» **Given problem**: Return all lines with the word "this" in them.

» **Recorded information**:
━━━
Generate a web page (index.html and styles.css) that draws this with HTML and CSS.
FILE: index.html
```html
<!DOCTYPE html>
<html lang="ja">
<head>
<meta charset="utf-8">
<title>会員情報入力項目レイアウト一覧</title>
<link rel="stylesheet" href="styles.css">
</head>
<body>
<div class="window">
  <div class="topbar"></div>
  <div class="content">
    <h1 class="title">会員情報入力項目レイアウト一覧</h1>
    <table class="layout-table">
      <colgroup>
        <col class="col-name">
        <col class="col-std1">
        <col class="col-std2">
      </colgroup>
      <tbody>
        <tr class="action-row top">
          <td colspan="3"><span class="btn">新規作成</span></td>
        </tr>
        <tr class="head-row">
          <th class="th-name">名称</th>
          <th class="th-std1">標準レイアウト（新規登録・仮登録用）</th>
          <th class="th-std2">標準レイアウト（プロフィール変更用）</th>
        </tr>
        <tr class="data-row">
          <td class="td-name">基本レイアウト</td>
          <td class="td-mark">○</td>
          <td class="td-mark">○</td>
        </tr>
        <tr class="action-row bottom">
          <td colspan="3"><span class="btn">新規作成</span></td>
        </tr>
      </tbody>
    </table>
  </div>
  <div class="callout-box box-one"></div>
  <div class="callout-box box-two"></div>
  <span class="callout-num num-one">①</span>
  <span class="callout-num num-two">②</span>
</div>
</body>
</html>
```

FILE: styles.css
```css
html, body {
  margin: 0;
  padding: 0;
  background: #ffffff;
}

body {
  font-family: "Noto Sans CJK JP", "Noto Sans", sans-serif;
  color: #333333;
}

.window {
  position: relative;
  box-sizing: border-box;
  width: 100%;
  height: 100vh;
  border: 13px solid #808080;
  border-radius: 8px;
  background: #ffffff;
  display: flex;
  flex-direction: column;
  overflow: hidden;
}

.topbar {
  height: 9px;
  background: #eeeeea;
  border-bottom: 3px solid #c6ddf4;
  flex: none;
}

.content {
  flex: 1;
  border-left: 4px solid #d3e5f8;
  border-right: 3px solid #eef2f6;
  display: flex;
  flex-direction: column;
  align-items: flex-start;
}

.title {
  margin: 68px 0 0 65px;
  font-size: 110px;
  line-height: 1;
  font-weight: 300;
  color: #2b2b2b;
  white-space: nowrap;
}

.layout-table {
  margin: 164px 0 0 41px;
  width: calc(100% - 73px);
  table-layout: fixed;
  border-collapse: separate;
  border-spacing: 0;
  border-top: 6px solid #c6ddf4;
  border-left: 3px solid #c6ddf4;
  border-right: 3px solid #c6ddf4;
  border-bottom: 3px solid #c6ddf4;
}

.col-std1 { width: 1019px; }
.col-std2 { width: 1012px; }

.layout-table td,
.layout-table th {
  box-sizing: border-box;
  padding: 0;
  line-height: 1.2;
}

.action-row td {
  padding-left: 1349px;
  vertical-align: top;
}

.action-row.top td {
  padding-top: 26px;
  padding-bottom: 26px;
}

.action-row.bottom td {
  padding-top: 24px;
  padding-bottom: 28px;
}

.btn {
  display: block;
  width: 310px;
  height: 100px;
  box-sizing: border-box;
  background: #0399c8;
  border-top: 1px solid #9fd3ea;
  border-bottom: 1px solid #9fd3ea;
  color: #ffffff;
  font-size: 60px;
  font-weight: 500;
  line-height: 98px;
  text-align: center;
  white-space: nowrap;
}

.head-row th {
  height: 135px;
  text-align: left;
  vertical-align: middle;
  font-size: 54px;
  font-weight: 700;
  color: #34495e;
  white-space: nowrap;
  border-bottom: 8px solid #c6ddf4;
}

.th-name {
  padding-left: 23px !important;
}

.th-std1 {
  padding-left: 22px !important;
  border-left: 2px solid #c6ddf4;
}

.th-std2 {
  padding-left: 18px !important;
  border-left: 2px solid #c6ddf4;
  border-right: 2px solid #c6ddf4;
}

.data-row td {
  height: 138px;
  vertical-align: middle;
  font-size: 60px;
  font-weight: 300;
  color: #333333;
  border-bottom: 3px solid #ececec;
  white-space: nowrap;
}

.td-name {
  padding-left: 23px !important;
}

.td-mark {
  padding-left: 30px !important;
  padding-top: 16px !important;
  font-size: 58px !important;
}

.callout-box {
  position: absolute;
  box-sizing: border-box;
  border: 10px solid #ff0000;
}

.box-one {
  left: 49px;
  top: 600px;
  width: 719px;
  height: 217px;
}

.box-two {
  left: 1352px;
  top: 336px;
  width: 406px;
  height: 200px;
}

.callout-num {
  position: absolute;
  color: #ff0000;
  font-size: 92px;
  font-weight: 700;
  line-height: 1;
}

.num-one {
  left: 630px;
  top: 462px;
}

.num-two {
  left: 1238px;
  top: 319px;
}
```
━━━
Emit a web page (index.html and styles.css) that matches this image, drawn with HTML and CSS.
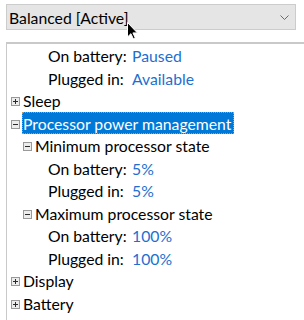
━━━
» **Complete output**:
Generate a web page (index.html and styles.css) that draws this with HTML and CSS.
Emit a web page (index.html and styles.css) that matches this image, drawn with HTML and CSS.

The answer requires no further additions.